Not just over yet

Not just over yet


A NEW BEGINNING (From left) Actors from the new season of ‘Kitani Mohabbat Hai’; A still from ‘Choti Bahu’.

Indian television shows seem to be inspired by their international counterparts. We have seen Friends running for 10 seasons, Lost, Ugly Betty, among other shows, coming up with successive new seasons and now, the Indian television industry is following suit. Case in point are sequels of serials like Miley Jab Hum Tum and Baa Bahoo Aur Baby. Although they didn’t do that well, there are more to come. If news reports are to be believed, very soon we will see a sequel of the super hit show Bidaai on television.

This, besides the other two popular sequels — Kitani Mohabbat Hai and Choti Bahu — that are currently on air. Ask Rajan Shahi, television producer and director, and he will respond without being non-committal, “When Bidaai went off air, we had discussions with the channel authorities on a possible sequel. However, nothing has materialised yet. However, a number of actors have been calling me up enquiring about the possibility of a sequel.”

Angad Hasija, an actor from Bidaai, says that he too has heard similar rumours. “I would love to be a part of the second season, but I don’t think I would like to play an elderly character in the show!” he quips. Considering the fanfare that the show had generated, a sequel may not be a bad business proposition for Shahi.

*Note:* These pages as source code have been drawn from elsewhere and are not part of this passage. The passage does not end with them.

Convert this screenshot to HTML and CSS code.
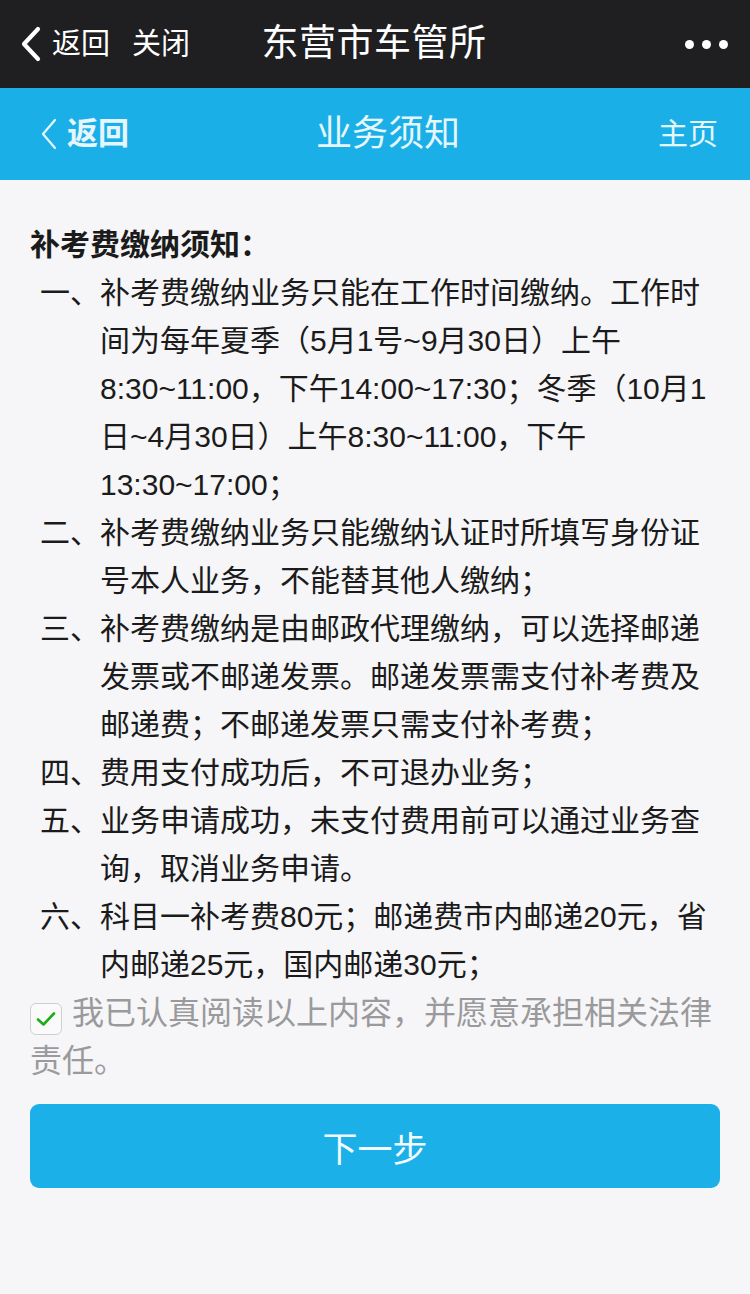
FILE: index.html
```html
<!DOCTYPE html>
<html lang="zh-CN">
<head>
<meta charset="utf-8">
<title>业务须知</title>
<link rel="stylesheet" href="styles.css">
</head>
<body>
<div class="page">
  <header class="topbar">
    <div class="top-left">
      <svg class="top-chevron" width="22" height="36" viewBox="0 0 22 36"><path d="M18 3 L4 18 L18 33" fill="none" stroke="#fff" stroke-width="4.2" stroke-linecap="round" stroke-linejoin="round"/></svg>
      <span class="top-link">返回</span>
      <span class="top-link close">关闭</span>
    </div>
    <div class="top-title">东营市车管所</div>
    <div class="top-right">
      <span class="dot"></span><span class="dot"></span><span class="dot"></span>
    </div>
  </header>

  <nav class="navbar">
    <div class="nav-left">
      <svg class="nav-chevron" width="18" height="32" viewBox="0 0 18 32"><path d="M15 2 L3 16 L15 30" fill="none" stroke="#e6f6fd" stroke-width="2.2" stroke-linecap="round" stroke-linejoin="round"/></svg>
      <span class="nav-back">返回</span>
    </div>
    <div class="nav-title">业务须知</div>
    <div class="nav-right">主页</div>
  </nav>

  <main class="content">
    <h1 class="notice-title">补考费缴纳须知：</h1>
    <ol class="notice-list">
      <li class="item"><span class="num">一、</span><span class="txt">补考费缴纳业务只能在工作时间缴纳。工作时间为每年夏季（5月1号~9月30日）上午8:30~11:00，下午14:00~17:30；冬季（10月1日~4月30日）上午8:30~11:00，下午13:30~17:00；</span></li>
      <li class="item"><span class="num">二、</span><span class="txt">补考费缴纳业务只能缴纳认证时所填写身份证号本人业务，不能替其他人缴纳；</span></li>
      <li class="item"><span class="num">三、</span><span class="txt">补考费缴纳是由邮政代理缴纳，可以选择邮递发票或不邮递发票。邮递发票需支付补考费及邮递费；不邮递发票只需支付补考费；</span></li>
      <li class="item"><span class="num">四、</span><span class="txt">费用支付成功后，不可退办业务；</span></li>
      <li class="item"><span class="num">五、</span><span class="txt">业务申请成功，未支付费用前可以通过业务查询，取消业务申请。</span></li>
      <li class="item"><span class="num">六、</span><span class="txt">科目一补考费80元；邮递费市内邮递20元，省内邮递25元，国内邮递30元；</span></li>
    </ol>
    <p class="agree"><span class="checkbox"><svg width="22" height="18" viewBox="0 0 22 18"><path d="M3 9.5 L8.5 14.5 L19 3.5" fill="none" stroke="#1aad19" stroke-width="2.6" stroke-linecap="round" stroke-linejoin="round"/></svg></span>我已认真阅读以上内容，并愿意承担相关法律责任。</p>
    <button class="next-btn" type="button">下一步</button>
  </main>
</div>
</body>
</html>
```

FILE: styles.css
```css
* { box-sizing: border-box; }
html, body { margin: 0; padding: 0; }
body {
  background: #f6f6f8;
  font-family: "Liberation Sans", "Noto Sans CJK SC", sans-serif;
  color: #1b1b1b;
}
.page { width: 750px; min-height: 1294px; background: #f6f6f8; }

.topbar {
  height: 88px;
  background: #1f1e21;
  color: #fff;
  display: grid;
  grid-template-columns: 1fr auto 1fr;
  align-items: center;
  padding: 0 22px 0 20px;
}
.top-left { display: flex; align-items: center; }
.top-chevron { display: block; margin-right: 10px; }
.top-link { font-size: 29px; line-height: 40px; }
.top-link.close { margin-left: 22px; }
.top-title { font-size: 37px; line-height: 48px; letter-spacing: 0.5px; }
.top-right { display: flex; justify-content: flex-end; gap: 8px; }
.dot { width: 9px; height: 9px; border-radius: 50%; background: #fff; }

.navbar {
  height: 92px;
  background: #1bafe7;
  color: #e6f6fd;
  display: grid;
  grid-template-columns: 1fr auto 1fr;
  align-items: center;
  padding: 0 32px 0 40px;
}
.nav-left { display: flex; align-items: center; }
.nav-chevron { display: block; margin-right: 9px; }
.nav-back { font-size: 31px; font-weight: bold; line-height: 40px; }
.nav-title { font-size: 36px; line-height: 44px; margin-left: 18px; }
.nav-right { font-size: 30px; line-height: 40px; text-align: right; }

.content { padding: 41px 30px 0 30px; }
.notice-title {
  margin: 0;
  font-size: 30px;
  font-weight: bold;
  line-height: 48px;
  color: #1b1b1b;
}
.notice-list { list-style: none; margin: 0; padding: 0; }
.item {
  display: grid;
  grid-template-columns: 60px 1fr;
  padding-left: 10px;
  font-size: 30px;
  line-height: 48px;
}
.agree {
  margin: 0;
  font-size: 32px;
  line-height: 48px;
  color: #9a9a9c;
}
.checkbox {
  display: inline-flex;
  align-items: center;
  justify-content: center;
  width: 32px;
  height: 32px;
  border: 1.5px solid #cfcfd1;
  border-radius: 6px;
  background: #fafafa;
  vertical-align: -4px;
  margin-right: 10px;
}
.next-btn {
  display: block;
  width: 100%;
  height: 84px;
  margin-top: 19px;
  border: none;
  border-radius: 9px;
  background: #1bb0e7;
  color: #f2fbff;
  font-family: "Liberation Sans", "Noto Sans CJK SC", sans-serif;
  font-size: 35px;
}
```
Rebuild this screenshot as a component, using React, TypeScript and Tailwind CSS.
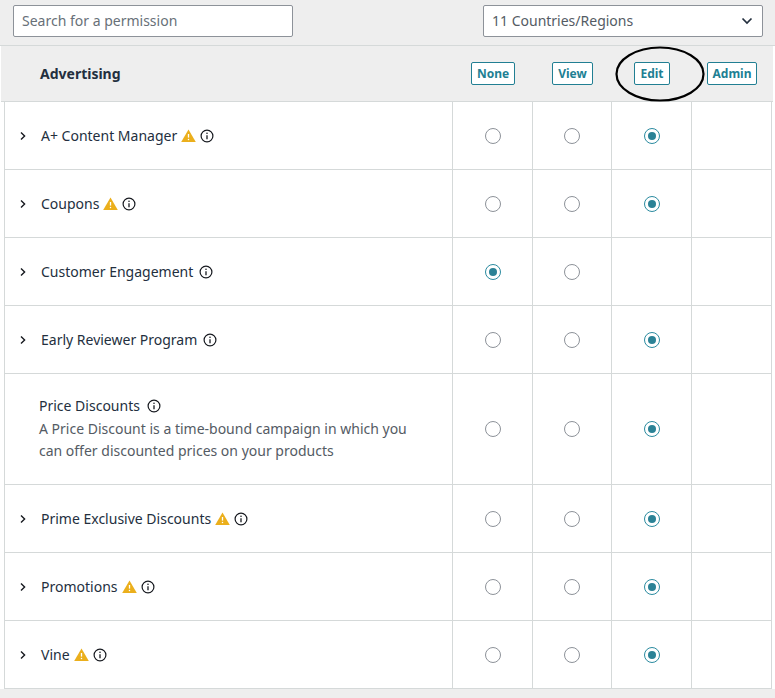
const rows = [
  { name: "A+ Content Manager", warn: true, value: "edit" },
  { name: "Coupons", warn: true, value: "edit" },
  { name: "Customer Engagement", warn: false, value: "none", noEdit: true },
  { name: "Early Reviewer Program", warn: false, value: "edit" },
  {
    name: "Price Discounts",
    warn: false,
    value: "edit",
    desc: "A Price Discount is a time-bound campaign in which you can offer discounted prices on your products",
  },
  { name: "Prime Exclusive Discounts", warn: true, value: "edit" },
  { name: "Promotions", warn: true, value: "edit" },
  { name: "Vine", warn: true, value: "edit" },
];

function Info() {
  return (
    <svg width="14" height="14" viewBox="0 0 14 14" fill="none" className="shrink-0 text-[#16191f]">
      <circle cx="7" cy="7" r="5.9" stroke="currentColor" strokeWidth="1.2" />
      <circle cx="7" cy="4.3" r="0.8" fill="currentColor" />
      <path d="M7 6.2v4" stroke="currentColor" strokeWidth="1.3" />
    </svg>
  );
}

function Warn() {
  return (
    <svg width="15" height="13" viewBox="0 0 15 13" className="shrink-0">
      <path d="M7.5 0.5L14.8 13H0.2z" fill="#ebaf1c" />
      <path d="M7.5 5v3.6" stroke="#fff" strokeWidth="1.3" />
      <circle cx="7.5" cy="10.4" r="0.75" fill="#fff" />
    </svg>
  );
}

function Chevron() {
  return (
    <svg width="8" height="10" viewBox="0 0 8 10" fill="none" className="shrink-0">
      <path d="M2 1.5L5.6 5L2 8.5" stroke="#16191f" strokeWidth="1.4" />
    </svg>
  );
}

function Radio({ on }: { on: boolean }) {
  return (
    <span
      className={
        "flex h-4 w-4 items-center justify-center rounded-full border bg-white " +
        (on ? "border-[#2b8ba0]" : "border-[#8d9299]")
      }
    >
      {on && <span className="h-2 w-2 rounded-full bg-[#2b8296]" />}
    </span>
  );
}

function HeadButton({ label }: { label: string }) {
  return (
    <div className="flex items-center justify-center">
      <span className="flex h-[23px] items-center rounded-[2px] border border-[#217f93] bg-white px-[5px] text-xs font-bold text-[#217f93]">
        {label}
      </span>
    </div>
  );
}

export default function App() {
  return (
    <div className="relative h-[698px] w-[775px] overflow-hidden bg-white font-['Noto_Sans',sans-serif] text-sm text-[#232f3e]">
      <div className="flex h-[46px] items-start justify-between border-b border-[#d5d9d9] bg-[#eeeeee] pl-[13px] pr-3 pt-[5px]">
        <div className="flex h-8 w-[280px] items-center rounded-[2px] border border-[#8d9299] bg-white px-2 text-[#687078]">
          Search for a permission
        </div>
        <div className="flex h-8 w-[280px] items-center justify-between rounded-[2px] border border-[#8d9299] bg-white pl-2 pr-[9px] text-[#545b64]">
          <span>11 Countries/Regions</span>
          <svg width="12" height="8" viewBox="0 0 12 8" fill="none">
            <path d="M1.5 1.5L6 6l4.5-4.5" stroke="#232f3e" strokeWidth="1.7" />
          </svg>
        </div>
      </div>

      <div className="ml-1 w-[768px] border-l border-r border-[#d5d9d9]">
        <div className="-ml-1 grid h-[56px] w-[772px] grid-cols-[452px_80px_79px_80px_80px] items-center border-b border-[#d5d9d9] bg-[#eeeeee]">
          <div className="pl-[39px] font-bold">Advertising</div>
          <HeadButton label="None" />
          <HeadButton label="View" />
          <HeadButton label="Edit" />
          <HeadButton label="Admin" />
        </div>

        {rows.map((row) => (
          <div
            key={row.name}
            className={
              "grid grid-cols-[447px_80px_79px_80px_80px] border-b border-[#d5d9d9] " +
              (row.desc ? "h-[111px]" : "h-[68px]")
            }
          >
            {row.desc ? (
              <div className="flex flex-col justify-center pl-[34px] pr-6">
                <div className="flex items-center gap-[7px] leading-[20px]">
                  {row.name}
                  <Info />
                </div>
                <p className="mt-[2px] leading-[22px] text-[#545b64]">{row.desc}</p>
              </div>
            ) : (
              <div className="flex items-center pl-[14px]">
                <Chevron />
                <span className="ml-[14px]">{row.name}</span>
                <span className={"flex items-center " + (row.warn ? "ml-[4px] gap-[4px]" : "ml-[6px]")}>
                  {row.warn && <Warn />}
                  <Info />
                </span>
              </div>
            )}
            <div className="flex items-center justify-center border-l border-[#d5d9d9]">
              <Radio on={row.value === "none"} />
            </div>
            <div className="flex items-center justify-center border-l border-[#d5d9d9]">
              <Radio on={false} />
            </div>
            <div className="flex items-center justify-center border-l border-[#d5d9d9]">
              {!row.noEdit && <Radio on={row.value === "edit"} />}
            </div>
            <div className="border-l border-[#d5d9d9]" />
          </div>
        ))}
      </div>

      <div className="h-3 bg-[#eeeeee]" />

      <svg width="92" height="60" viewBox="0 0 92 60" fill="none" className="absolute left-[614px] top-[44px]">
        <ellipse cx="46" cy="30" rx="43.5" ry="26.5" stroke="#000" strokeWidth="2.2" />
      </svg>
    </div>
  );
}
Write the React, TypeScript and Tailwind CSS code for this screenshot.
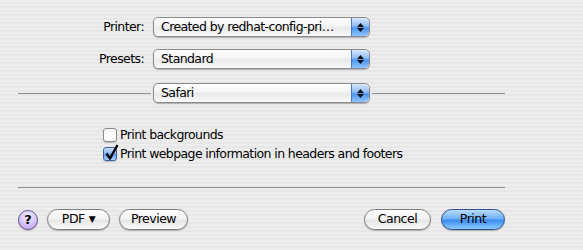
import React from 'react';

const font = { fontFamily: '"DejaVu Sans", "Liberation Sans", sans-serif' };

const Stepper: React.FC = () => (
  <div className="flex h-full w-[18px] flex-col items-center justify-center gap-[1px] rounded-r-[5px] border-l border-[#4a78c9] bg-[linear-gradient(to_bottom,#d6e8fd_0%,#8fbdf6_45%,#4d94ee_55%,#8ec6ff_100%)]">
    <svg width="7" height="4" viewBox="0 0 7 4"><path d="M3.5 0 L7 4 L0 4 Z" fill="#111" /></svg>
    <svg width="7" height="4" viewBox="0 0 7 4"><path d="M0 0 L7 0 L3.5 4 Z" fill="#111" /></svg>
  </div>
);

const Popup: React.FC<{ value: string }> = ({ value }) => (
  <div className="flex h-[20px] w-[217px] shrink-0 items-stretch overflow-hidden rounded-[5px] border border-[#8a8a8a] bg-[linear-gradient(to_bottom,#ffffff_0%,#f4f4f4_45%,#e9e9e9_55%,#fafafa_100%)] shadow-[0_1px_1px_rgba(0,0,0,0.25)]">
    <div className="flex flex-1 items-center pl-[7px] text-[12.5px] leading-none tracking-[-0.6px] text-black">{value}</div>
    <Stepper />
  </div>
);

const Checkbox: React.FC<{ checked?: boolean; label: string }> = ({ checked, label }) => (
  <div className="flex h-[18px] items-center gap-[3px]">
    <div
      className={
        checked
          ? 'relative h-[14px] w-[14px] rounded-[3px] border border-[#3e63a8] bg-[linear-gradient(to_bottom,#c9e0fb_0%,#7fb3f3_50%,#5e9ff0_55%,#a9d2ff_100%)] shadow-[0_1px_1px_rgba(0,0,0,0.2)]'
          : 'h-[14px] w-[14px] rounded-[3px] border border-[#8a8a8a] bg-[linear-gradient(to_bottom,#f2f2f2_0%,#ffffff_60%,#f6f6f6_100%)] shadow-[0_1px_1px_rgba(0,0,0,0.2)]'
      }
    >
      {checked && (
        <svg className="absolute left-[1px] top-[-4px]" width="14" height="16" viewBox="0 0 14 16">
          <path d="M1.5 9.5 L5 14.5 L12.5 1" fill="none" stroke="#000" strokeWidth="2.4" strokeLinejoin="round" />
        </svg>
      )}
    </div>
    <span className="text-[12.5px] leading-none tracking-[-0.6px] text-black">{label}</span>
  </div>
);

const Button: React.FC<{ children: React.ReactNode; w: string; primary?: boolean }> = ({ children, w, primary }) => (
  <div
    className={
      (primary
        ? 'border-[#2d4f95] bg-[linear-gradient(to_bottom,#b9dcff_0%,#6fb1f6_45%,#3d8ef0_55%,#8ccbff_100%)] '
        : 'border-[#7c7c7c] bg-[linear-gradient(to_bottom,#ffffff_0%,#f3f3f3_45%,#e6e6e6_55%,#fbfbfb_100%)] ') +
      `flex h-[21px] ${w} items-center justify-center rounded-full border text-[12.5px] leading-none tracking-[-0.5px] text-black shadow-[0_1px_1px_rgba(0,0,0,0.25)]`
    }
  >
    {children}
  </div>
);

export default function App() {
  return (
    <div
      style={font}
      className="h-[250px] w-[583px] overflow-hidden bg-[repeating-linear-gradient(to_bottom,#ededed_0px,#ededed_2px,#e7e7e7_2px,#e7e7e7_4px)] pl-[18px] pr-[78px] pt-[17px]"
    >
      <div className="flex flex-col gap-[12px]">
        <div className="flex items-center">
          <div className="w-[126px] text-right text-[12.5px] leading-none tracking-[-0.6px]">Printer:</div>
          <div className="ml-[9px]"><Popup value="Created by redhat-config-pri…" /></div>
        </div>
        <div className="flex items-center">
          <div className="w-[126px] text-right text-[12.5px] leading-none tracking-[-0.6px]">Presets:</div>
          <div className="ml-[9px]"><Popup value="Standard" /></div>
        </div>
      </div>
      <div className="mt-[14px] flex items-center">
        <div className="h-px flex-1 bg-[#8e8e8e]" />
        <div className="mx-[2px]"><Popup value="Safari" /></div>
        <div className="h-px flex-1 bg-[#8e8e8e]" />
      </div>
      <div className="mt-[23px] flex flex-col gap-[1px] pl-[85px]">
        <Checkbox label="Print backgrounds" />
        <Checkbox checked label="Print webpage information in headers and footers" />
      </div>
      <div className="mt-[24px] h-px bg-[#8e8e8e]" />
      <div className="mt-[21px] flex items-center">
        <div className="flex h-[20px] w-[20px] items-center justify-center rounded-full border border-[#6b5a93] bg-[radial-gradient(circle_at_50%_30%,#f4eeff_0%,#d4c2fb_55%,#b59af0_100%)] text-[13px] font-bold leading-none shadow-[0_1px_1px_rgba(0,0,0,0.25)]">?</div>
        <div className="ml-[9px]"><Button w="w-[63px]">PDF <span className="ml-[4px] text-[9px]">▼</span></Button></div>
        <div className="ml-[9px]"><Button w="w-[69px]">Preview</Button></div>
        <div className="flex-1" />
        <Button w="w-[67px]">Cancel</Button>
        <div className="ml-[10px]"><Button w="w-[64px]" primary>Print</Button></div>
      </div>
    </div>
  );
}
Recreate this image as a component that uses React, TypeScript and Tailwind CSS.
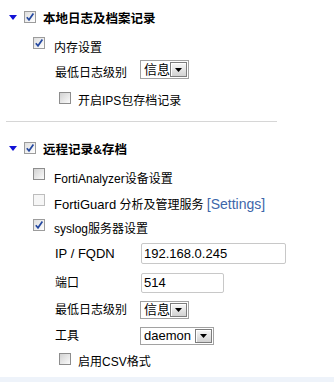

There are also rumours that Bairi Piya, a successful show on Colors, is also all set to launch a sequel. Whether it will succeed or not is something only time can tell, but there seems to be a renewed interest in sequels on Indian television.

For instance, after the success of Mahi Way, the makers plan to bring the show back on television with its second season. This trend proves that Indian audiences are open to the idea of watching more than a season of any daily soap. Especially when sequels or rather new seasons of reality shows have borne positive reviews and raked in money — Sa Re Ga Ma, Emotional Atyachaar, Chak Dhoom Dhoom, Jhalak Dikhhla Jaa, etc.

But then, what makes a sequel work for one show, while for others, it doesn’t? “Whether it is a sequel or not is secondary. What is primary is the story and the way it is told. No show, irrespective of how popular it was in the earlier avatar, can create an effect if the storyline is weak,” explains Deeya Singh from the production house of DJ.

The production house had produced Choti Bahu and has recently brought it back on television as a sequel. Agreed. For example, Kutumb’s (the show that brought Hiten and Gauri Tejwani to limelight) sequel flopped, although the show’s first avatar was a hit amongst the audiences. This proves that a sequel cannot bask in its prequel’s glory. It needs to have a strong and convincing story.

Today, if Choti Bahu’s second season is successful, it will largely be credited to the fact that the scriptwriters have been able to capitalise on Avinash and Rubaina’s popularity and have also dished out a new storyline; something that other shows have not been able to.

In the recent past, Miley Jab Hum Tum and Baa Bahoo Aur Baby sank for similar reasons. While the former failed because it introduced too many characters in the sequel, the latter flopped because it lacked freshness. The story was similar to the original serial. Who would want an old wine in a new bottle? 

In the last decade, serials ran on television for close to 10 years. But if you look at any soap today, none of them last on air for more than two years. Does that mean they are inferior to their predecessors? Perhaps not. Possibly, the answer lies in the fact that audiences’ tastes are changing. No one is ready to invest their time and energy for stale entertainment. They want something new.

The only reason consecutive seasons of reality shows are doing well is because they bring to fore new talent, provide drama with interesting twists and turns which, in the long run, is what keeps viewers hooked. The same formula applies to daily soaps. Keeping viewers entertained is the only mantra that works. Period.